DIRECTION: Quote the data below in full, minus the images.

STORED DATA:
━━━━━━━━━━

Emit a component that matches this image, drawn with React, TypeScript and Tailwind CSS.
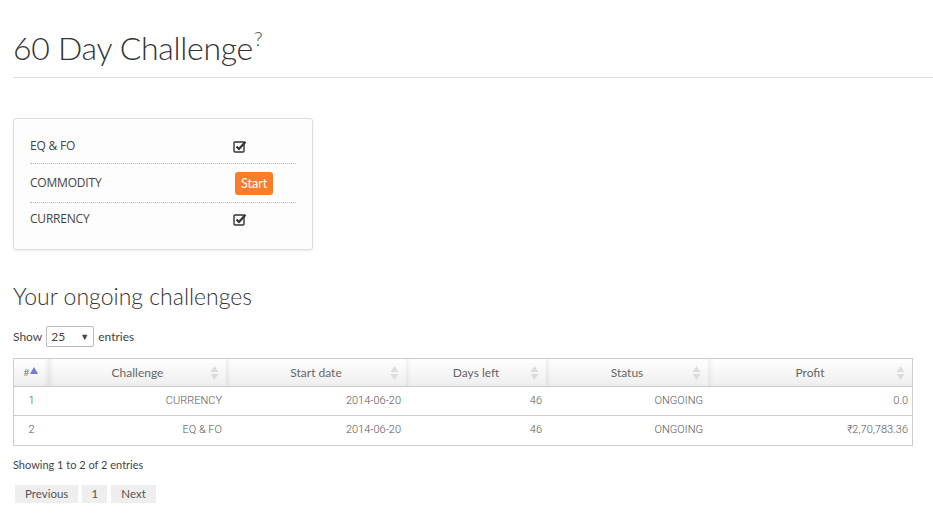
import { FC } from "react";

const SortIcon: FC<{ active?: boolean }> = ({ active }) =>
  active ? (
    <svg width="10" height="10" viewBox="0 0 10 10" className="inline-block">
      <polygon points="5,1 9,8 1,8" fill="#7b74d6" />
    </svg>
  ) : (
    <svg width="9" height="16" viewBox="0 0 9 16">
      <polygon points="4.5,1 8.5,7 0.5,7" fill="#dcdcdc" />
      <polygon points="0.5,9 8.5,9 4.5,15" fill="#dcdcdc" />
    </svg>
  );

const CheckBox: FC = () => (
  <svg width="14" height="13" viewBox="0 0 14 13">
    <rect x="1" y="2" width="10" height="10" rx="1" fill="none" stroke="#333" strokeWidth="1.4" />
    <path d="M3.5 6.5 L6 9 L12.5 1.8" fill="none" stroke="#333" strokeWidth="2.2" />
  </svg>
);

const challenges = [
  { label: "EQ & FO", done: true },
  { label: "COMMODITY", done: false },
  { label: "CURRENCY", done: true },
];

const rows = [
  { id: 1, name: "CURRENCY", start: "2014-06-20", days: 46, status: "ONGOING", profit: "0.0" },
  { id: 2, name: "EQ & FO", start: "2014-06-20", days: 46, status: "ONGOING", profit: "₹2,70,783.36" },
];

const columns = [
  { title: "Challenge", w: "w-[177px]" },
  { title: "Start date", w: "w-[180px]" },
  { title: "Days left", w: "w-[140px]" },
  { title: "Status", w: "w-[162px]" },
  { title: "Profit", w: "flex-1" },
];

export default function App() {
  return (
    <div className="w-[933px] h-[532px] bg-white overflow-hidden font-['Lato',sans-serif] text-[#333]">
      {/* Page header */}
      <div className="pl-[13px] pt-[28px]">
        <h1 className="h-[40px] text-[32px] leading-[40px] font-light text-[#333] tracking-[-0.3px]">
          60 Day Challenge
          <span className="text-[20px] leading-[0] font-light text-[#444] ml-[1px] relative -top-[14px]">?</span>
        </h1>
        <div className="mt-[9px] h-px bg-[#ddd]" />
      </div>

      {/* Challenge card */}
      <div className="ml-[13px] mt-[40px] w-[300px] h-[132px] border border-[#ddd] rounded-[3px] bg-[#fdfdfd] shadow-[0_1px_2px_rgba(0,0,0,0.08)] px-[16px] pt-[10px]">
        {challenges.map((c, i) => (
          <div
            key={c.label}
            className={`flex items-center ${i < 2 ? "border-b border-dotted border-[#bbb]" : ""} ${
              i === 0 ? "h-[35px]" : i === 1 ? "h-[39px]" : "h-[32px]"
            }`}
          >
            <span className="w-[203px] text-[12px] text-[#444] font-['Open_Sans',sans-serif] tracking-[-0.2px]">
              {c.label}
            </span>
            {c.done ? (
              <CheckBox />
            ) : (
              <button className="bg-[#f97d2b] text-white text-[12.5px] rounded-[3px] px-[6px] h-[23px] leading-[23px] ml-[2px]">
                Start
              </button>
            )}
          </div>
        ))}
      </div>

      {/* Ongoing challenges */}
      <div className="px-[13px] mt-[32px]">
        <h2 className="text-[23px] leading-[28px] font-light text-[#333]">Your ongoing challenges</h2>

        <div className="mt-[16px] flex items-center gap-[4px] text-[12px] text-[#444]">
          <span>Show</span>
          <div className="w-[48px] h-[21px] border border-[#bbb] rounded-[2px] flex items-center justify-between px-[4px] text-[12px]">
            <span>25</span>
            <span className="text-[9px]">▼</span>
          </div>
          <span>entries</span>
        </div>

        {/* Table */}
        <div className="mt-[11px] w-[900px] border border-[#ccc]">
          <div className="flex h-[28px] border-b border-[#ccc] text-[12px] text-[#666]">
            <div className="w-[35px] flex items-center justify-center bg-gradient-to-b from-white to-[#eee] shadow-[inset_-4px_0_6px_-4px_rgba(0,0,0,0.12)]">
              <span className="text-[10px] text-[#888]">#</span>
              <span className="-mt-[4px]">
                <SortIcon active />
              </span>
            </div>
            {columns.map((col) => (
              <div
                key={col.title}
                className={`${col.w} relative flex items-center justify-center bg-gradient-to-b from-white to-[#eee] shadow-[inset_4px_0_6px_-4px_rgba(0,0,0,0.12)]`}
              >
                <span>{col.title}</span>
                <span className="absolute right-[7px] top-[6px]">
                  <SortIcon />
                </span>
              </div>
            ))}
          </div>
          {rows.map((r, i) => (
            <div
              key={r.id}
              className={`flex h-[29px] items-center text-[11px] text-[#555] font-['Roboto',sans-serif] font-light ${
                i === 0 ? "border-b border-[#ccc]" : ""
              }`}
            >
              <div className="w-[35px] text-center">{r.id}</div>
              <div className="w-[177px] text-right pr-[4px]">{r.name}</div>
              <div className="w-[180px] text-right pr-[5px]">{r.start}</div>
              <div className="w-[140px] text-right pr-[4px]">{r.days}</div>
              <div className="w-[162px] text-right pr-[5px]">{r.status}</div>
              <div className="flex-1 text-right pr-[4px]">{r.profit}</div>
            </div>
          ))}
        </div>

        <div className="mt-[11px] text-[11px] text-[#444]">Showing 1 to 2 of 2 entries</div>

        <div className="mt-[11px] ml-[2px] flex gap-[4px] text-[11.5px] text-[#555]">
          <span className="bg-[#eee] h-[18px] leading-[18px] px-[10px]">Previous</span>
          <span className="bg-[#eee] h-[18px] leading-[18px] w-[25px] text-center">1</span>
          <span className="bg-[#eee] h-[18px] leading-[18px] px-[10px]">Next</span>
        </div>
      </div>
    </div>
  );
}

━━━━━━━━━━

RESULT:
Emit a component that matches this image, drawn with React, TypeScript and Tailwind CSS.
import { FC } from "react";

const SortIcon: FC<{ active?: boolean }> = ({ active }) =>
  active ? (
    <svg width="10" height="10" viewBox="0 0 10 10" className="inline-block">
      <polygon points="5,1 9,8 1,8" fill="#7b74d6" />
    </svg>
  ) : (
    <svg width="9" height="16" viewBox="0 0 9 16">
      <polygon points="4.5,1 8.5,7 0.5,7" fill="#dcdcdc" />
      <polygon points="0.5,9 8.5,9 4.5,15" fill="#dcdcdc" />
    </svg>
  );

const CheckBox: FC = () => (
  <svg width="14" height="13" viewBox="0 0 14 13">
    <rect x="1" y="2" width="10" height="10" rx="1" fill="none" stroke="#333" strokeWidth="1.4" />
    <path d="M3.5 6.5 L6 9 L12.5 1.8" fill="none" stroke="#333" strokeWidth="2.2" />
  </svg>
);

const challenges = [
  { label: "EQ & FO", done: true },
  { label: "COMMODITY", done: false },
  { label: "CURRENCY", done: true },
];

const rows = [
  { id: 1, name: "CURRENCY", start: "2014-06-20", days: 46, status: "ONGOING", profit: "0.0" },
  { id: 2, name: "EQ & FO", start: "2014-06-20", days: 46, status: "ONGOING", profit: "₹2,70,783.36" },
];

const columns = [
  { title: "Challenge", w: "w-[177px]" },
  { title: "Start date", w: "w-[180px]" },
  { title: "Days left", w: "w-[140px]" },
  { title: "Status", w: "w-[162px]" },
  { title: "Profit", w: "flex-1" },
];

export default function App() {
  return (
    <div className="w-[933px] h-[532px] bg-white overflow-hidden font-['Lato',sans-serif] text-[#333]">
      {/* Page header */}
      <div className="pl-[13px] pt-[28px]">
        <h1 className="h-[40px] text-[32px] leading-[40px] font-light text-[#333] tracking-[-0.3px]">
          60 Day Challenge
          <span className="text-[20px] leading-[0] font-light text-[#444] ml-[1px] relative -top-[14px]">?</span>
        </h1>
        <div className="mt-[9px] h-px bg-[#ddd]" />
      </div>

      {/* Challenge card */}
      <div className="ml-[13px] mt-[40px] w-[300px] h-[132px] border border-[#ddd] rounded-[3px] bg-[#fdfdfd] shadow-[0_1px_2px_rgba(0,0,0,0.08)] px-[16px] pt-[10px]">
        {challenges.map((c, i) => (
          <div
            key={c.label}
            className={`flex items-center ${i < 2 ? "border-b border-dotted border-[#bbb]" : ""} ${
              i === 0 ? "h-[35px]" : i === 1 ? "h-[39px]" : "h-[32px]"
            }`}
          >
            <span className="w-[203px] text-[12px] text-[#444] font-['Open_Sans',sans-serif] tracking-[-0.2px]">
              {c.label}
            </span>
            {c.done ? (
              <CheckBox />
            ) : (
              <button className="bg-[#f97d2b] text-white text-[12.5px] rounded-[3px] px-[6px] h-[23px] leading-[23px] ml-[2px]">
                Start
              </button>
            )}
          </div>
        ))}
      </div>

      {/* Ongoing challenges */}
      <div className="px-[13px] mt-[32px]">
        <h2 className="text-[23px] leading-[28px] font-light text-[#333]">Your ongoing challenges</h2>

        <div className="mt-[16px] flex items-center gap-[4px] text-[12px] text-[#444]">
          <span>Show</span>
          <div className="w-[48px] h-[21px] border border-[#bbb] rounded-[2px] flex items-center justify-between px-[4px] text-[12px]">
            <span>25</span>
            <span className="text-[9px]">▼</span>
          </div>
          <span>entries</span>
        </div>

        {/* Table */}
        <div className="mt-[11px] w-[900px] border border-[#ccc]">
          <div className="flex h-[28px] border-b border-[#ccc] text-[12px] text-[#666]">
            <div className="w-[35px] flex items-center justify-center bg-gradient-to-b from-white to-[#eee] shadow-[inset_-4px_0_6px_-4px_rgba(0,0,0,0.12)]">
              <span className="text-[10px] text-[#888]">#</span>
              <span className="-mt-[4px]">
                <SortIcon active />
              </span>
            </div>
            {columns.map((col) => (
              <div
                key={col.title}
                className={`${col.w} relative flex items-center justify-center bg-gradient-to-b from-white to-[#eee] shadow-[inset_4px_0_6px_-4px_rgba(0,0,0,0.12)]`}
              >
                <span>{col.title}</span>
                <span className="absolute right-[7px] top-[6px]">
                  <SortIcon />
                </span>
              </div>
            ))}
          </div>
          {rows.map((r, i) => (
            <div
              key={r.id}
              className={`flex h-[29px] items-center text-[11px] text-[#555] font-['Roboto',sans-serif] font-light ${
                i === 0 ? "border-b border-[#ccc]" : ""
              }`}
            >
              <div className="w-[35px] text-center">{r.id}</div>
              <div className="w-[177px] text-right pr-[4px]">{r.name}</div>
              <div className="w-[180px] text-right pr-[5px]">{r.start}</div>
              <div className="w-[140px] text-right pr-[4px]">{r.days}</div>
              <div className="w-[162px] text-right pr-[5px]">{r.status}</div>
              <div className="flex-1 text-right pr-[4px]">{r.profit}</div>
            </div>
          ))}
        </div>

        <div className="mt-[11px] text-[11px] text-[#444]">Showing 1 to 2 of 2 entries</div>

        <div className="mt-[11px] ml-[2px] flex gap-[4px] text-[11.5px] text-[#555]">
          <span className="bg-[#eee] h-[18px] leading-[18px] px-[10px]">Previous</span>
          <span className="bg-[#eee] h-[18px] leading-[18px] w-[25px] text-center">1</span>
          <span className="bg-[#eee] h-[18px] leading-[18px] px-[10px]">Next</span>
        </div>
      </div>
    </div>
  );
}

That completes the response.